Web page code records:
......
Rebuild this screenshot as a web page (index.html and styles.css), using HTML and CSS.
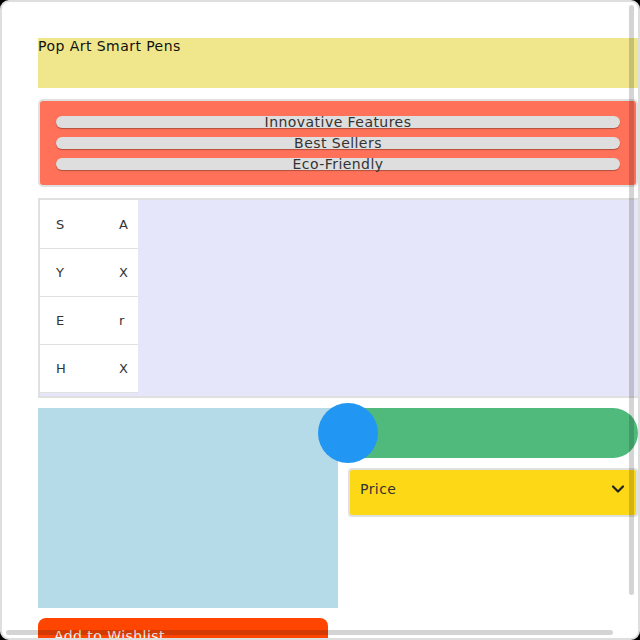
FILE: index.html
```html
<!DOCTYPE html>
<html>
<head>
<meta charset="utf-8">
<link rel="stylesheet" href="styles.css">
</head>
<body>
<div class="frame">
  <div class="viewport">
    <div class="content">
      <header class="banner">Pop Art Smart Pens</header>
      <nav class="nav">
        <a class="pill">Innovative Features</a>
        <a class="pill">Best Sellers</a>
        <a class="pill">Eco-Friendly</a>
      </nav>
      <section class="grid-section">
        <table class="letters">
          <tr><td class="c1">S</td><td class="c2">A</td></tr>
          <tr><td class="c1">Y</td><td class="c2">X</td></tr>
          <tr><td class="c1">E</td><td class="c2">r</td></tr>
          <tr><td class="c1">H</td><td class="c2">X</td></tr>
        </table>
      </section>
      <section class="product">
        <div class="image"></div>
        <div class="side">
          <div class="track"></div>
          <div class="dot"></div>
          <div class="select">
            <span>Price</span>
            <svg class="chev" width="14" height="10" viewBox="0 0 14 10"><polyline points="2,2.5 7,7.5 12,2.5" fill="none" stroke="#222" stroke-width="2.2" stroke-linecap="round" stroke-linejoin="round"/></svg>
          </div>
        </div>
      </section>
      <button class="wish">Add to Wishlist</button>
    </div>
  </div>
  <div class="vbar"></div>
  <div class="hbar"></div>
</div>
</body>
</html>
```
FILE: styles.css
```css
html, body {
  margin: 0;
  padding: 0;
  background: #000;
}
.frame {
  position: relative;
  width: 640px;
  height: 640px;
  box-sizing: border-box;
  border: 2px solid #dedede;
  border-radius: 9px;
  background: #fff;
  overflow: hidden;
  font-family: "DejaVu Sans", "Open Sans", sans-serif;
  letter-spacing: 0.45px;
}
.viewport {
  width: 100%;
  height: 100%;
  overflow: hidden;
}
.content {
  width: 620px;
  padding: 36px 0 0 36px;
  display: flex;
  flex-direction: column;
}
.banner {
  height: 50px;
  background: #f0e68c;
  color: #111;
  font-size: 14px;
  line-height: 16px;
}
.nav {
  margin-top: 11px;
  width: 600px;
  box-sizing: border-box;
  border: 2px solid #e0e0e0;
  border-radius: 5px;
  background: #ff7158;
  padding: 15px 16px;
  display: flex;
  flex-direction: column;
  gap: 9px;
}
.pill {
  display: block;
  height: 12px;
  line-height: 12px;
  border-radius: 6px;
  background: #dedede;
  box-shadow: 0 1px 1px rgba(0,0,0,0.3);
  color: #333;
  font-size: 14px;
  text-align: center;
}
.grid-section {
  margin-top: 11px;
  height: 200px;
  box-sizing: border-box;
  border: 2px solid #e0e0e0;
  border-right: none;
  background: #e6e6fa;
}
.letters {
  border-collapse: collapse;
  background: #fff;
  color: #333;
  font-size: 13px;
}
.letters td {
  height: 47px;
  padding: 0;
  border-bottom: 1px solid #e0e0e0;
  vertical-align: middle;
}
.letters tr:first-child td {
  height: 48px;
}
.letters .c1 {
  width: 47px;
  padding-left: 16px;
}
.letters .c2 {
  width: 10px;
  padding-left: 16px;
  padding-right: 9px;
}
.product {
  margin-top: 10px;
  display: flex;
}
.image {
  width: 300px;
  height: 200px;
  background: #b5dae8;
}
.side {
  position: relative;
  width: 300px;
}
.track {
  height: 50px;
  border-radius: 25px;
  background: #4fba7c;
}
.dot {
  position: absolute;
  left: -20px;
  top: -5px;
  width: 60px;
  height: 60px;
  border-radius: 50%;
  background: #2196f3;
}
.select {
  margin: 10px 0 0 10px;
  height: 49px;
  box-sizing: border-box;
  border: 2px solid #e0e0e0;
  border-radius: 4px;
  background: #fdd817;
  padding: 0 11px 8px 10px;
  display: flex;
  align-items: center;
  justify-content: space-between;
  color: #333;
  font-size: 14px;
}
.chev {
  display: block;
}
.wish {
  margin-top: 10px;
  width: 290px;
  border: none;
  border-radius: 8px;
  background: #ff4500;
  color: #fff;
  font-family: inherit;
  letter-spacing: inherit;
  font-size: 14px;
  text-align: left;
  padding: 10px 16px;
  line-height: 16px;
  display: block;
  align-self: flex-start;
}
.vbar {
  position: absolute;
  left: 627px;
  top: 3px;
  width: 5px;
  height: 590px;
  border-radius: 3px;
  background: rgba(0,0,0,0.17);
}
.hbar {
  position: absolute;
  left: 4px;
  top: 628px;
  width: 607px;
  height: 5px;
  border-radius: 3px;
  background: rgba(0,0,0,0.17);
}
```
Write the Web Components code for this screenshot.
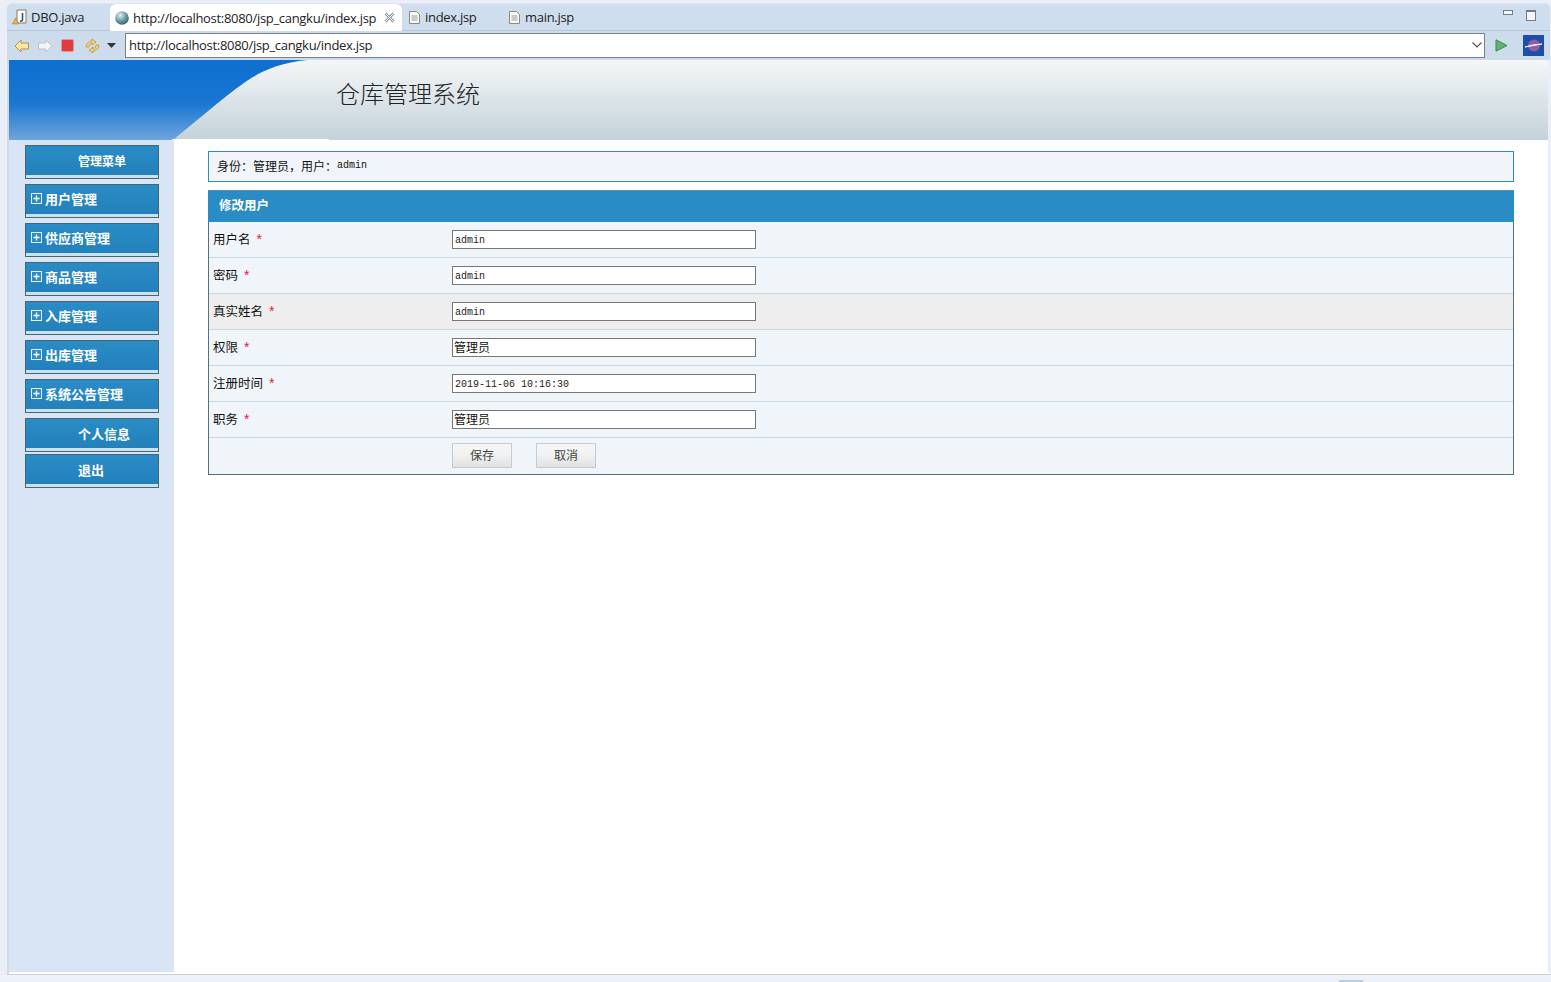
<!DOCTYPE html>
<html lang="zh">
<head>
<meta charset="utf-8">
<title>仓库管理系统</title>
<style>
  html, body { margin: 0; height: 982px; overflow: hidden; background: #e9eef7; }
  body { font-family: "Noto Sans CJK SC", "Liberation Sans", sans-serif; font-size: 13px; color: #111; }
</style>
</head>
<body>
<ide-window>
  <ide-tabs slot="tabs">
    <ide-tab kind="java" style="width:99px">DBO.java</ide-tab>
    <ide-tab kind="globe" active style="width:292px">http://localhost:8080/jsp_cangku/index.jsp</ide-tab>
    <ide-tab kind="file" style="width:100px">index.jsp</ide-tab>
    <ide-tab kind="file" style="width:100px">main.jsp</ide-tab>
  </ide-tabs>
  <browser-bar slot="bar" url="http://localhost:8080/jsp_cangku/index.jsp"></browser-bar>
  <app-banner slot="banner">仓库管理系统</app-banner>
  <side-menu slot="side">
    <side-item center small>管理菜单</side-item>
    <side-item plus>用户管理</side-item>
    <side-item plus>供应商管理</side-item>
    <side-item plus>商品管理</side-item>
    <side-item plus>入库管理</side-item>
    <side-item plus>出库管理</side-item>
    <side-item plus>系统公告管理</side-item>
    <side-item center>个人信息</side-item>
    <side-item center tight>退出</side-item>
  </side-menu>
  <main-area slot="main">
    <info-box>身份：管理员，用户：<span style="font:10px 'Liberation Mono',monospace">admin</span></info-box>
    <form-panel heading="修改用户">
      <form-row label="用户名" value="admin" mono></form-row>
      <form-row label="密码" value="admin" mono></form-row>
      <form-row label="真实姓名" value="admin" mono shade></form-row>
      <form-row label="权限" value="管理员"></form-row>
      <form-row label="注册时间" value="2019-11-06 10:16:30" mono></form-row>
      <form-row label="职务" value="管理员"></form-row>
      <form-actions></form-actions>
    </form-panel>
  </main-area>
</ide-window>

<script>
const def = (name, html) => {
  customElements.define(name, class extends HTMLElement {
    constructor() {
      super();
      this.attachShadow({mode: 'open'}).innerHTML = typeof html == 'function' ? html(this) : html;
    }
  });
};

const icons = {
  java: `<svg width="16" height="18" viewBox="0 0 16 18"><path d="M5 2h9v13H5z" fill="#fff" stroke="#8a7a55"/><path d="M10.500 5v6.500q0 2-2.500 1.500" fill="none" stroke="#2d4f8f" stroke-width="1.600"/><path d="M3.500 10l3 6h-6z" fill="#e9b54a" stroke="#a8772a" stroke-width=".6"/></svg>`,
  globe: `<svg width="16" height="16" viewBox="0 0 16 16"><defs><radialGradient id="g" cx=".38" cy=".3" r=".8"><stop offset="0" stop-color="#e4f1f2"/><stop offset=".5" stop-color="#6fa0a8"/><stop offset="1" stop-color="#2c5560"/></radialGradient></defs><circle cx="8" cy="8" r="6.800" fill="url(#g)"/></svg>`,
  file: `<svg width="13" height="15" viewBox="0 0 13 15"><path d="M1.500 1.500h7l3 3v9h-10z" fill="#fbf8ec" stroke="#8d8a78"/><path d="M3.500 6h6M3.500 8h6M3.500 10h6" stroke="#8aa0b5"/></svg>`
};

def('ide-window', `
  <style>
    :host { display: flex; flex-direction: column; height: 982px; padding: 3px 1px 0 7px; box-sizing: border-box; }
    .page { display: flex; flex: 0 0 832px; margin-right: 2px; background: #fff; }
    .end { height: 2px; background: #fff; border-left: 2px solid #d3d8e2; }
    .line { height: 2px; background: #c9cdd8; margin-right: -1px; }
    .foot { flex: 1; display: flex; justify-content: flex-end; margin-left: -7px; margin-right: -1px; background: linear-gradient(#eff3fa, #eaf0f8); }
    .foot i { width: 24px; height: 2px; margin: 5px 188px 0 0; background: #b5cfe9; }
    .left { border-left: 2px solid #d3d8e2; display: flex; flex-direction: column; flex: none; }
  </style>
  <slot name="tabs"></slot>
  <div class="left">
    <slot name="bar"></slot>
    <slot name="banner"></slot>
    <div class="page"><slot name="side"></slot><slot name="main"></slot></div>
  </div>
  <div class="end"></div>
  <div class="line"></div>
  <div class="foot"><i></i></div>
`);

def('ide-tabs', `
  <style>
    :host { display: flex; height: 28px; padding-left: 4px; background: #cfdeee; border-top: 1px solid #dfe6f1; border-bottom: 1px solid #b9c7d8; border-radius: 5px 5px 0 0; box-sizing: border-box; }
    .win { margin-left: auto; display: flex; gap: 13px; padding: 6px 14px 0 0; }
    .min { width: 8px; height: 3px; border: 1px solid #6f7c8b; background: #f4f6f9; }
    .max { width: 8px; height: 8px; border: 1px solid #6f7c8b; border-top-width: 2px; background: #f4f6f9; }
  </style>
  <slot></slot>
  <div class="win"><div class="min"></div><div class="max"></div></div>
`);

def('ide-tab', el => {
  const kind = el.getAttribute('kind');
  return `
  <style>
    :host { display: flex; align-items: center; height: 26px; box-sizing: border-box; font: 13px "Open Sans", sans-serif; letter-spacing: -.3px; color: #222; white-space: nowrap; }
    :host([kind=java]) { padding-left: 1px; gap: 3px; }
    :host([kind=file]) { padding-left: 6px; gap: 4px; }
    :host([active]) { background: #fff; border-radius: 6px 6px 0 0; height: 27px; padding-left: 4px; gap: 3px; }
    svg { flex: none; }
    .x { margin-left: 5px; }
  </style>
  ${icons[kind]}<slot></slot>
  ${el.hasAttribute('active') ? `<svg class="x" width="11" height="11" viewBox="0 0 11 11"><path d="M1.500 1.500l8 8M9.500 1.500l-8 8" stroke="#8996a5" stroke-width="2.600"/><path d="M1.500 1.500l8 8M9.500 1.500l-8 8" stroke="#fff" stroke-width="1"/></svg>` : ''}
`;
});

def('browser-bar', el => `
  <style>
    :host { display: flex; align-items: center; height: 29px; background: #cddced; box-sizing: border-box; width: 1541px; padding-left: 5px; }
    svg { flex: none; display: block; }
    .url { width: 1360px; height: 25px; box-sizing: border-box; margin-left: 9px; border: 1px solid #79808d; background: #fff; display: flex; align-items: center; justify-content: space-between; padding: 0 2px 2px 3px; font: 13px "Open Sans", sans-serif; letter-spacing: -.3px; color: #222; }
  </style>
  <svg width="16" height="14" viewBox="0 0 16 14"><path d="M1 7l6-6v3h7.500v6H7v3z" fill="#fbe6a0" stroke="#b6924a"/></svg>
  <svg style="margin-left:7px" width="16" height="14" viewBox="0 0 16 14"><path d="M15 7L9 1v3H1.500v6H9v3z" fill="#f3f5f5" stroke="#bcc4c8"/></svg>
  <svg style="margin-left:8px" width="13" height="13" viewBox="0 0 13 13"><rect x=".5" y=".5" width="12" height="12" rx="1.500" fill="#e23b3b" stroke="#c8a0a0"/></svg>
  <svg style="margin-left:10px" width="17" height="16" viewBox="0 0 17 16"><path d="M2 9q0-5 6-6V1l4 3-4 3V5Q5 6 5 9zM15 7q0 5-6 6v2l-4-3 4-3v2q3-1 3-4z" fill="#f2cf73" stroke="#b78f3c" stroke-width=".7"/></svg>
  <svg style="margin-left:6px" width="9" height="5" viewBox="0 0 9 5"><path d="M0 0h9L4.500 5z" fill="#333"/></svg>
  <div class="url"><span>${el.getAttribute('url')}</span>
    <svg width="10" height="6" viewBox="0 0 10 6"><path d="M.5.5L5 5 9.500.5" fill="none" stroke="#555" stroke-width="1.200"/></svg></div>
  <svg style="margin-left:10px" width="13" height="13" viewBox="0 0 13 13"><path d="M1 .8L12 6.500 1 12.200z" fill="#5fb56c" stroke="#3f8a55"/></svg>
  <svg style="margin-left:15px" width="21" height="21" viewBox="0 0 21 21"><rect width="21" height="21" fill="#1d4fa8"/><circle cx="11" cy="10.500" r="6" fill="#8f5ea8"/><path d="M2 12q9-3 17-3-8 1.500-17 3z" fill="#eee" stroke="#eee"/></svg>
`);

def('app-banner', `
  <style>
    :host { display: block; position: relative; width: 1539px; height: 80px; box-sizing: border-box; padding: 16px 0 0 327px; background: linear-gradient(#f4f6f7, #c4d2da); font-size: 24px; line-height: 33px; font-weight: 300; color: #222; }
    svg { position: absolute; left: 0; top: 0; }
    span { position: relative; }
    .edge { position: absolute; left: 163px; top: 79px; width: 157px; height: 1px; background: #fff; }
  </style>
  <svg width="300" height="80" viewBox="0 0 300 80"><defs><linearGradient id="b" x1="0" y1="0" x2="0" y2="1"><stop offset="0" stop-color="#0d6fd0"/><stop offset=".55" stop-color="#1a77d2"/><stop offset="1" stop-color="#6fa5dc"/></linearGradient></defs>
    <path d="M0 0H298C275 2 255 10 244 17C228 27 215 38 204 47C190 59 178 68 164 80H0z" fill="url(#b)"/></svg>
  <span><slot></slot></span>
  <div class="edge"></div>
`);

def('side-menu', `
  <style>
    :host { display: flex; flex-direction: column; gap: 5px; flex: none; width: 165px; box-sizing: border-box; padding: 5px 15px 0 16px; background: #d9e5f4; }
  </style>
  <slot></slot>
`);

def('side-item', el => `
  <style>
    :host { display: flex; align-items: center; height: 34px; box-sizing: border-box; border: 1px solid #47666f; background: linear-gradient(#c9e3ee,#c9e3ee) bottom/100% 3px no-repeat, linear-gradient(#2a8cc6, #227fba); color: #fff; font-size: 13px; font-weight: 700; padding: 0 0 5px 5px; gap: 3px; white-space: nowrap; }
    :host([center]) { padding: 0 0 3px 52px; }
    :host([small]), :host([tight]) { padding-bottom: 4px; }
    :host([small]) { font-size: 12px; }
    :host([tight]) { margin-top: -3px; }
    svg { flex: none; }
  </style>
  ${el.hasAttribute('plus') ? `<svg width="11" height="11" viewBox="0 0 11 11"><rect x=".5" y=".5" width="10" height="10" fill="#2a8cc6" stroke="#e8f2f8"/><path d="M2.500 5.500h6M5.500 2.500v6" stroke="#fff" stroke-width="1.300"/></svg>` : ''}
  <slot></slot>
`);

def('main-area', `
  <style>
    :host { display: flex; flex-direction: column; gap: 8px; flex: 1; min-width: 0; padding: 11px 34px 0 34px; }
  </style>
  <slot></slot>
`);

def('info-box', `
  <style>
    :host { display: flex; align-items: center; height: 31px; box-sizing: border-box; padding: 0 0 3px 8px; border: 1px solid #2c90b8; background: #f1f5f9; font-size: 12px; white-space: nowrap; }
  </style>
  <slot></slot>
`);

def('form-panel', el => `
  <style>
    :host { display: block; border: 1px solid #56707c; border-top: 0; background: #f0f5f9; }
    .head { height: 32px; box-sizing: border-box; padding: 0 0 5px 11px; display: flex; align-items: center; margin: 0 -1px; background: #298cc4; border-top: 1px solid #5b8ba8; color: #fff; font-size: 12.500px; font-weight: 700; }
  </style>
  <div class="head">${el.getAttribute('heading')}</div>
  <slot></slot>
`);

def('form-row', el => {
  const mono = el.hasAttribute('mono');
  return `
  <style>
    :host { display: flex; align-items: center; height: 36px; box-sizing: border-box; border-bottom: 1px solid #c5d8e6; padding: 0 0 1px 4px; }
    :host([shade]) { background: #eee; }
    .label { width: 239px; flex: none; font-size: 12.500px; white-space: nowrap; padding-bottom: 2px; }
    .star { color: #e0204a; margin-left: 6px; font: 14px "Liberation Sans", sans-serif; }
    .box { width: 304px; height: 19px; box-sizing: border-box; border: 1px solid #777; background: #fff; display: flex; align-items: center; padding: ${mono ? '2px 0 0 2px' : '0 0 2px 1px'}; white-space: nowrap; overflow: hidden;
      font: ${mono ? "10px 'Liberation Mono', monospace" : "12px 'Noto Sans CJK SC', sans-serif"}; color: ${mono ? '#222' : '#111'}; }
  </style>
  <div class="label">${el.getAttribute('label')}<span class="star">*</span></div>
  <div class="box">${el.getAttribute('value')}</div>`;
});

def('form-actions', `
  <style>
    :host { display: flex; align-items: center; gap: 24px; height: 36px; padding: 0 0 2px 243px; box-sizing: border-box; }
    div { width: 60px; height: 25px; box-sizing: border-box; border: 1px solid #c6ccd1; background: linear-gradient(#f6f6f6, #f2f2f2 45%, #dfe1e3); display: flex; align-items: center; justify-content: center; padding-bottom: 2px; font-size: 12px; color: #444; }
  </style>
  <div>保存</div><div>取消</div>
`);
</script>
</body>
</html>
......
Can you give again only the lines between the one containing "Write the Web" and the one containing "</ide-window>", counting both, exactly as they appear and without any pictures?

Write the Web Components code for this screenshot.
<!DOCTYPE html>
<html lang="zh">
<head>
<meta charset="utf-8">
<title>仓库管理系统</title>
<style>
  html, body { margin: 0; height: 982px; overflow: hidden; background: #e9eef7; }
  body { font-family: "Noto Sans CJK SC", "Liberation Sans", sans-serif; font-size: 13px; color: #111; }
</style>
</head>
<body>
<ide-window>
  <ide-tabs slot="tabs">
    <ide-tab kind="java" style="width:99px">DBO.java</ide-tab>
    <ide-tab kind="globe" active style="width:292px">http://localhost:8080/jsp_cangku/index.jsp</ide-tab>
    <ide-tab kind="file" style="width:100px">index.jsp</ide-tab>
    <ide-tab kind="file" style="width:100px">main.jsp</ide-tab>
  </ide-tabs>
  <browser-bar slot="bar" url="http://localhost:8080/jsp_cangku/index.jsp"></browser-bar>
  <app-banner slot="banner">仓库管理系统</app-banner>
  <side-menu slot="side">
    <side-item center small>管理菜单</side-item>
    <side-item plus>用户管理</side-item>
    <side-item plus>供应商管理</side-item>
    <side-item plus>商品管理</side-item>
    <side-item plus>入库管理</side-item>
    <side-item plus>出库管理</side-item>
    <side-item plus>系统公告管理</side-item>
    <side-item center>个人信息</side-item>
    <side-item center tight>退出</side-item>
  </side-menu>
  <main-area slot="main">
    <info-box>身份：管理员，用户：<span style="font:10px 'Liberation Mono',monospace">admin</span></info-box>
    <form-panel heading="修改用户">
      <form-row label="用户名" value="admin" mono></form-row>
      <form-row label="密码" value="admin" mono></form-row>
      <form-row label="真实姓名" value="admin" mono shade></form-row>
      <form-row label="权限" value="管理员"></form-row>
      <form-row label="注册时间" value="2019-11-06 10:16:30" mono></form-row>
      <form-row label="职务" value="管理员"></form-row>
      <form-actions></form-actions>
    </form-panel>
  </main-area>
</ide-window>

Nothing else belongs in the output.